First, the FDA-approved Product label, Medication Guide, and REMS Patient Guide all recommend that patients use eye drops at least four times a day. While the eye drops are not integrally related to the Product, they are recommended to mitigate one common side effect of the Product. Therefore, having ready access to the eye drops through the Arrangement mitigates a known safety risk for patients using the Product.
Second, the eye drops are relatively low-cost, nonprescription items, making it unlikely that the provision of the eye drops would induce the patient to choose the Product.
Finally, the Arrangement should not result in increased costs to federal healthcare programs because the eye drops are not billed to payors and are intended to manage or avoid a potential side effect to a prescribed treatment. The OIG specifically noted that the Arrangement should not corrupt medical decision-making because: (i) the Product is FDA-approved to treat patients in specified circumstances; and (ii) the free eye drops are not a financial benefit to prescribers and only a relatively small financial benefit to patients’ other costs.
The OIG also reviewed the Arrangement under the Beneficiary Inducements CMP, which provides for the imposition of civil monetary penalties against any person who offers or transfers remuneration to a Medicare or state healthcare program beneficiary that the person knows or should know is likely to influence the beneficiary’s selection of a particular provider, practitioner, or supplier for the order or receipt of any item or service for which payment may be made, in whole or in part, by Medicare or a state healthcare program.
As the OIG noted, under the CMP, pharmaceutical manufacturers are not “providers, practitioners, or suppliers” unless they also own or operate, directly or indirectly, entities that file claims for payment under the Medicare or Medicaid programs. Neither the Requestor nor the REMS Vendor qualified as a provider, practitioner, or supplier of healthcare items or services for purposes of the CMP.
However, as the OIG further clarified, a pharmaceutical manufacturer can be an offeror or transferor of remuneration in violation of the Beneficiary Inducements CMP if the remuneration is likely to influence the beneficiary to select a particular provider, practitioner, or supplier to receive the Product.

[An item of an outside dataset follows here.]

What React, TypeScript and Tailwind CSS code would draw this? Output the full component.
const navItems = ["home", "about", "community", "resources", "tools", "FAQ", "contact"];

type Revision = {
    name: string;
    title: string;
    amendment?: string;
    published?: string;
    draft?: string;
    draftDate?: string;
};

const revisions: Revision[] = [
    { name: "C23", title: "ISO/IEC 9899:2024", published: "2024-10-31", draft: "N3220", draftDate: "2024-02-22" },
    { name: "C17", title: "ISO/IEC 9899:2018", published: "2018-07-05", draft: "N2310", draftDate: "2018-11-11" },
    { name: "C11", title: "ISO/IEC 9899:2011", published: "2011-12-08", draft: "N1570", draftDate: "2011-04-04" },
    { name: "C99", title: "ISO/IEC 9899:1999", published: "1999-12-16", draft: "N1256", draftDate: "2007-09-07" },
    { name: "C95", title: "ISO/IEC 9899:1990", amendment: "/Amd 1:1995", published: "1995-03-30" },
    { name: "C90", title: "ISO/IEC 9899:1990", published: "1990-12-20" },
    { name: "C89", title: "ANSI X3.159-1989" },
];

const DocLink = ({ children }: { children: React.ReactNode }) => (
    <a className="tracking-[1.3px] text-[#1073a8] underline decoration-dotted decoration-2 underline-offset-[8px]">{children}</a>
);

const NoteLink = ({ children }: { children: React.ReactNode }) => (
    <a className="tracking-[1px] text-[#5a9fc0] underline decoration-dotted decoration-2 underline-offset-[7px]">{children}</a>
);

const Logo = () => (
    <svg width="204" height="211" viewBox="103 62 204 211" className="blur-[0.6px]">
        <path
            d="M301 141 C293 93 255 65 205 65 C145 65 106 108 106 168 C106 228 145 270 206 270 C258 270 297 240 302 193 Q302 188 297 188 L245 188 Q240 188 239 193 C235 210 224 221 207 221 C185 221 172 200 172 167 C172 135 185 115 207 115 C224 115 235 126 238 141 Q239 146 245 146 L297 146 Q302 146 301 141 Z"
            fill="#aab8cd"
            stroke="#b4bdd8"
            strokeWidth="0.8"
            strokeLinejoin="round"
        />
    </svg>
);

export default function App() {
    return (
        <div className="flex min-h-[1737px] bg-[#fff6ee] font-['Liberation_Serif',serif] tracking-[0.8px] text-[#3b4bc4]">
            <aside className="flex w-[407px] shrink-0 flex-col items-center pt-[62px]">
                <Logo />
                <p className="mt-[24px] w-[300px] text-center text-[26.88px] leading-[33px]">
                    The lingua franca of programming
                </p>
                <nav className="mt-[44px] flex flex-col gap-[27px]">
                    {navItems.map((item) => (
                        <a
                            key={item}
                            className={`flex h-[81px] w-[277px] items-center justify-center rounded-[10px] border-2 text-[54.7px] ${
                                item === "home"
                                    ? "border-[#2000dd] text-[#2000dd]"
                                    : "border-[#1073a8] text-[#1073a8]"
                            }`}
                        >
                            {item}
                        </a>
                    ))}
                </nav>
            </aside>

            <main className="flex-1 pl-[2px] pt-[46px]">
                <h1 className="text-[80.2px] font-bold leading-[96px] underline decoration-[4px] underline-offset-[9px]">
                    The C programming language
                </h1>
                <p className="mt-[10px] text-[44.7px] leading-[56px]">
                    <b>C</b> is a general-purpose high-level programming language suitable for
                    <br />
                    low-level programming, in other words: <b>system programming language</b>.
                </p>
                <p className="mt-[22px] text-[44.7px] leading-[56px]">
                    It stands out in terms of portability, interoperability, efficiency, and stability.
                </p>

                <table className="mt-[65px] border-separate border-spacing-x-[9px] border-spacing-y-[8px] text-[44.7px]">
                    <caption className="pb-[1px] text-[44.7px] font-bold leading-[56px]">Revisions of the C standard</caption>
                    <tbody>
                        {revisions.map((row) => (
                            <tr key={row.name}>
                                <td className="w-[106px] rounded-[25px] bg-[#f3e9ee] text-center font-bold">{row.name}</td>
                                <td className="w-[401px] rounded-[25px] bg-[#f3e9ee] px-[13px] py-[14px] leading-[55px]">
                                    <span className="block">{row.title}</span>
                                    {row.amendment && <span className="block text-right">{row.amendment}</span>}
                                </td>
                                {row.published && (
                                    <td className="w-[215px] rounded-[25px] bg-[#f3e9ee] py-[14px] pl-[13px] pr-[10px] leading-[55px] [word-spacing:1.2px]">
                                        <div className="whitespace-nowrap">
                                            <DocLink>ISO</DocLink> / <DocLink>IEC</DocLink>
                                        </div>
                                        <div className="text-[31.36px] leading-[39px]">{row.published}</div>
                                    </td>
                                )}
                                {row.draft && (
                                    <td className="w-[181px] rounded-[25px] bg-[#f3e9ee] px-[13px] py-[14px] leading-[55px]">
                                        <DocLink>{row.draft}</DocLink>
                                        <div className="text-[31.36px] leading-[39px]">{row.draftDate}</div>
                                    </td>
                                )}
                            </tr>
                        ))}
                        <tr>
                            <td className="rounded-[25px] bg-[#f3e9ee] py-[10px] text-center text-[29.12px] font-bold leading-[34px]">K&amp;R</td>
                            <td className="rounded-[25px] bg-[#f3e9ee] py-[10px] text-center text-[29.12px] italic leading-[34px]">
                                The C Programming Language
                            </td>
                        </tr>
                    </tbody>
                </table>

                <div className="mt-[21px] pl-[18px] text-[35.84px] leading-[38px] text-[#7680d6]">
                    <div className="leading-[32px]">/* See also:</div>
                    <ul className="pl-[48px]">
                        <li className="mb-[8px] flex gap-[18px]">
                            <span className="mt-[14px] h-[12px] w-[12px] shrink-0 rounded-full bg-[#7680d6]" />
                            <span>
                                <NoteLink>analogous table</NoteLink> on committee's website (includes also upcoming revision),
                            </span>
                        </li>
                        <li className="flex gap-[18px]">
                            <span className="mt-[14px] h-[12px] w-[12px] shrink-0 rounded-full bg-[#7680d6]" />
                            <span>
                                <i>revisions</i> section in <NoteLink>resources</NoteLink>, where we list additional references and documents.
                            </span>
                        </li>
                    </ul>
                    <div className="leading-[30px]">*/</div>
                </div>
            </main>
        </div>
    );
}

Because the Arrangement provides that all patients, including Federal healthcare beneficiaries, are eligible for the free eye drops, regardless of which physician prescribed the Product, and the relevant documents specify that the Requestor — not the prescriber — provides the free eye drops, the OIG concluded that the remuneration at issue was not likely to influence a beneficiary to select a particular provider, practitioner, or supplier.
Although the Opinion is expressly limited to the Requestor and its circumstances, these circumstances can serve as some guidance for companies seeking to evaluate — or to initiate — their own programs.
 The statute carries criminal penalties of possible imprisonment for up to 10 years and possible fines of up to $100,000, with conviction also resulting in exclusion from federal healthcare programs.